脳に関する科学的な知見というものがいまいちパッとしない。

あまりにも脳が複雑すぎて研究が追い付いていないのかもしれない。

脳科学似非科学であると指摘する識者もいる。

腸と脳が密接にやり取りをしている「腸脳相関」は、近年明らかになってきたくらいである。

 

 

本書を読んで、常識というものが常に更新されつづけるということを改めて実感した。

昔は当たり前だったが、今はそうではない、という知見は多く存在する。

しかし難しいのは、常識や偏見というものはある程度人間の経験的なものから生まれるということである。

本当は部分的でしかないが、それがあたかも全体であるかのようになってしまうことはよくある。だから偏見は生まれる。

しかしゼロではない。100ではないが0.1ではある。

0.1が50だと思われたら大変である。

だからそれを覆すために反論の材料を集めなければならない。

そしてその材料が詰まっているのが本書であった。

 

 

三つ子の魂百までというのは、発達心理学的にも有力な説だというのは本書を読んでも変わらなかった。

この生まれてから3年の間からジェンダーに関するあれこれが始まる。

例えば、男の子にはこのおもちゃ、女の子にはこのおもちゃという決めつけは、実は成長してから子供が不利な立場に置かれてほしくないという親の偏見があったりする。

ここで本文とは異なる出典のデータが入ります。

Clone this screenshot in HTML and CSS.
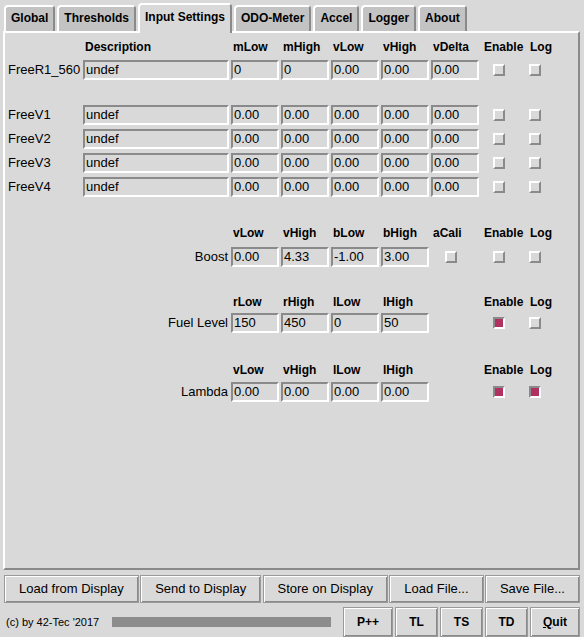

男の子もピンクは好きだろうし、女の子も黒が好きだろう。

親は成長してから男の子がピンク色や従来女の子向けと考えられていた遊びなどを好むようになってほしくないという意識があるかもしれない。

そういうことが積み重なってジェンダー規範が子供に内在化されていく。

現状を変えていくのはなかなか困難で、ジェンダー規範というものはかくして再生産されていく。

 

 

本書を読むとジェンダーが科学的な問題ではなくて社会学、政治的な問題だということがよく伝わってきた。

しかし課題はあまりにも多い。

科学的な正しさと政治的な正しさの境界線を取り決めることはかなり困難ではないだろうか。

 

"さて、この本の締めくくりとして、未来の展望について述べたい。私が思い描く未来に男性や女性はいない。いるのは女性、男性、あるいは間性の生殖器を持つ人だけだ。" P175

 

自分はトランス女性のトイレ問題について考えた。

エマ・ワトソンは寛容で、全く問題ないと述べていたみたいである。

しかし、身体的に男性の人が女性用トイレに入れるだろうか。

 

 

フェミニズムの目標は、平等ではなく女性が心地よく暮らせる社会を実現させることであるはずだ。

であれば不必要な平等(トイレの男女共用論など)は排除されるべきではないか。

自分は行きすぎた平等への使命感に多少危惧する。

 

 

他にも、本書で書かれていたトピックに関して挙げれば、教育現場において男児への接し方や女児への接し方に関してどう在るべきなのか考えさせられた。

寒い時、男の子にはコートを着させ女の子には自分で着させるという妙な配慮が存在しているようである。

配慮も1つのキーワードとなるだろう。

 

 

行きすぎた平等はディストピアにもなり得る。(共産主義者たちの失敗を鑑みれば)

社会に突きつけられているのは、先程書いたように、科学的な正しさと政治的な正しさを明確にすることではないだろうか。